A Defamer operative slipped us this brief report about the birthday party Paris Hilton threw the other night for Greek shipping moneybags Stavros Niarchos at her swingin' heiress pad, during which some drunken shenanigans tested the structural integrity of one of the house's celebuskank amenities:
My new lady friend took me with her to Paris Hilton's house on Monday night for Stavros's glorious 21st birthday party. Well the liquor was flowing freely, I overheard Nicky say (about Courtney Love), "She's here... don't let her in, she's wasted." Of course, she was let in. Andy Milonakis was there, but HERE is the icing on the cake.
Sometime after 1am Paris and Stavros were dancing together on Paris's stripper pole when THE FUCKING POLE RIPPED OUT OF THE CEILING AND THEY FELL ON THE FLOOR. What I would have done to have caught it on my camera phone, someone must have caught it.
By the way, every room in the house has some HUGE painting of Paris, (or multiple paintings), in it? Bizarre.

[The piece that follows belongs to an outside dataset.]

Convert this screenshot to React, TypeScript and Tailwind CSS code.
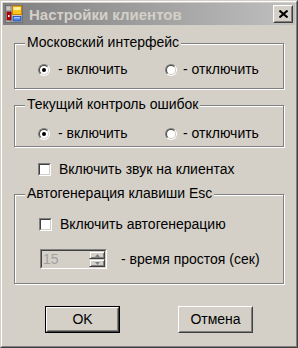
import React from "react";

const font = { fontFamily: '"Liberation Sans", Arial, sans-serif' };

function Radio({ checked }: { checked?: boolean }) {
  return (
    <div className="w-[12px] h-[12px] rounded-full border border-t-[#808080] border-l-[#808080] border-b-white border-r-white shrink-0">
      <div className="w-full h-full rounded-full border border-t-[#404040] border-l-[#404040] border-b-[#d4d0c8] border-r-[#d4d0c8] bg-white flex items-center justify-center">
        {checked && <div className="w-[4px] h-[4px] rounded-full bg-black" />}
      </div>
    </div>
  );
}

function Check() {
  return (
    <div className="w-[13px] h-[13px] border border-t-[#808080] border-l-[#808080] border-b-white border-r-white shrink-0">
      <div className="w-full h-full border border-t-[#404040] border-l-[#404040] border-b-[#d4d0c8] border-r-[#d4d0c8] bg-white" />
    </div>
  );
}

function Group({ title, className, children }: { title: string; className?: string; children: React.ReactNode }) {
  return (
    <div className={"relative border border-[#808080] shadow-[inset_1px_1px_0_#ffffff,1px_1px_0_#ffffff] " + (className ?? "")}>
      <span className="absolute left-[10px] top-[-10px] px-[2px] bg-[#d4d0c8] text-[14px] leading-[17px] text-black">
        {title}
      </span>
      {children}
    </div>
  );
}

function RadioPair() {
  return (
    <div className="flex items-center pl-[23px]">
      <div className="flex items-center w-[127px] gap-[8px]">
        <Radio checked />
        <span className="text-[14px] leading-[17px]">- включить</span>
      </div>
      <div className="flex items-center gap-[6px]">
        <Radio />
        <span className="text-[14px] leading-[17px]">- отключить</span>
      </div>
    </div>
  );
}

function Button({ label, isDefault }: { label: string; isDefault?: boolean }) {
  return (
    <div className={"w-[75px] h-[27px] " + (isDefault ? "border border-black" : "")}>
      <div className="w-full h-full border border-t-white border-l-white border-b-[#404040] border-r-[#404040]">
        <div className="w-full h-full border border-t-[#d4d0c8] border-l-[#d4d0c8] border-b-[#808080] border-r-[#808080] flex items-center justify-center text-[14px] text-black">
          {label}
        </div>
      </div>
    </div>
  );
}

export default function App() {
  return (
    <div style={font} className="w-[298px] h-[348px] bg-[#d4d0c8] text-black select-none">
      <div className="w-full h-full border border-t-[#d4d0c8] border-l-[#d4d0c8] border-b-[#404040] border-r-[#404040]">
        <div className="w-full h-full border border-t-white border-l-white border-b-[#808080] border-r-[#808080] p-[1px] flex flex-col">
          {/* Title bar */}
          <div className="h-[22px] bg-gradient-to-r from-[#808080] to-[#c0c0c0] flex items-center pl-[2px] pr-[2px]">
            <svg width="18" height="18" viewBox="0 0 18 18" className="shrink-0">
              <rect x="0.5" y="0.5" width="17" height="17" fill="#a0a0a0" stroke="#707070" />
              <rect x="1.5" y="1.5" width="15" height="15" fill="#c8c8c8" />
              <line x1="6" y1="1" x2="6" y2="17" stroke="#808080" />
              <line x1="1" y1="6" x2="6" y2="6" stroke="#808080" />
              <rect x="2" y="7" width="4" height="8" fill="#c00000" stroke="#800000" strokeWidth="0.8" />
              <rect x="3" y="10" width="1.5" height="2" fill="#ffffff" />
              <rect x="7.5" y="1" width="9" height="8.5" fill="#f8c820" stroke="#d08000" />
              <rect x="8.5" y="2" width="7" height="3" fill="#fff0a0" />
              <rect x="8" y="11.5" width="8" height="4.5" fill="#4a80e0" stroke="#2050b0" strokeWidth="0.8" />
              <rect x="9" y="12" width="6" height="1.5" fill="#a0c0ff" />
            </svg>
            <span className="ml-[6px] text-[15px] font-bold text-[#d4d0c8] leading-none whitespace-nowrap">
              Настройки клиентов
            </span>
            <div className="ml-auto w-[20px] h-[18px] border border-t-white border-l-white border-b-[#404040] border-r-[#404040]">
              <div className="w-full h-full bg-[#d4d0c8] border border-t-[#d4d0c8] border-l-[#d4d0c8] border-b-[#808080] border-r-[#808080] flex items-center justify-center">
                <svg width="9" height="8" viewBox="0 0 9 8">
                  <path d="M0.5 0.5 L8.5 7.5 M8.5 0.5 L0.5 7.5" stroke="#000" strokeWidth="2" />
                </svg>
              </div>
            </div>
          </div>

          {/* Body */}
          <div className="flex flex-col ml-[11px] w-[270px]">
            <Group title="Московский интерфейс" className="mt-[18px] h-[46px] pt-[17px]">
              <RadioPair />
            </Group>

            <Group title="Текущий контроль ошибок" className="mt-[16px] h-[42px] pt-[19px]">
              <RadioPair />
            </Group>

            <div className="flex items-center gap-[8px] ml-[24px] mt-[14px]">
              <Check />
              <span className="text-[14px] leading-[17px]">Включить звук на клиентах</span>
            </div>

            <Group title="Автогенерация клавиши Esc" className="mt-[16px] h-[90px] pt-[21px]">
              <div className="flex items-center gap-[8px] pl-[24px]">
                <Check />
                <span className="text-[14px] leading-[17px]">Включить автогенерацию</span>
              </div>
              <div className="flex items-center pl-[25px] mt-[16px]">
                <div className="w-[67px] h-[20px] border border-t-[#808080] border-l-[#808080] border-b-white border-r-white">
                  <div className="w-full h-full border border-t-[#404040] border-l-[#404040] border-b-[#d4d0c8] border-r-[#d4d0c8] bg-[#d4d0c8] flex">
                    <span className="flex-1 text-[14px] leading-[16px] text-[#a0a0a0] pl-[1px]">15</span>
                    <div className="w-[16px] flex flex-col">
                      <div className="h-[9px] border border-t-[#d4d0c8] border-l-[#d4d0c8] border-b-[#404040] border-r-[#404040] flex items-center justify-center shadow-[inset_1px_1px_0_#ffffff,inset_-1px_-1px_0_#808080]">
                        <svg width="5" height="3" viewBox="0 0 5 3"><path d="M2.5 0 L5 3 L0 3 Z" fill="#808080" /></svg>
                      </div>
                      <div className="h-[9px] border border-t-[#d4d0c8] border-l-[#d4d0c8] border-b-[#404040] border-r-[#404040] flex items-center justify-center shadow-[inset_1px_1px_0_#ffffff,inset_-1px_-1px_0_#808080]">
                        <svg width="5" height="3" viewBox="0 0 5 3"><path d="M0 0 L5 0 L2.5 3 Z" fill="#808080" /></svg>
                      </div>
                    </div>
                  </div>
                </div>
                <span className="ml-[14px] text-[14px] leading-[17px]">- время простоя (сек)</span>
              </div>
            </Group>

            <div className="flex mt-[22px] ml-[31px] gap-[58px]">
              <Button label="OK" isDefault />
              <Button label="Отмена" />
            </div>
          </div>
        </div>
      </div>
    </div>
  );
}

It would be easy to dismiss the pole-collapse as just another example of typical Hilton coked-up-to-the-tiara antics, but this time we're going to give her the benefit of the doubt. Let's instead credit hostess Paris with having the foresight to intentionally take the apparatus out of commission, sparing her guests the otherwise inevitable sight of Courtney Love suspended upside down from the pole, a buzz-killing harbinger of what any of their lives might look like in twenty years.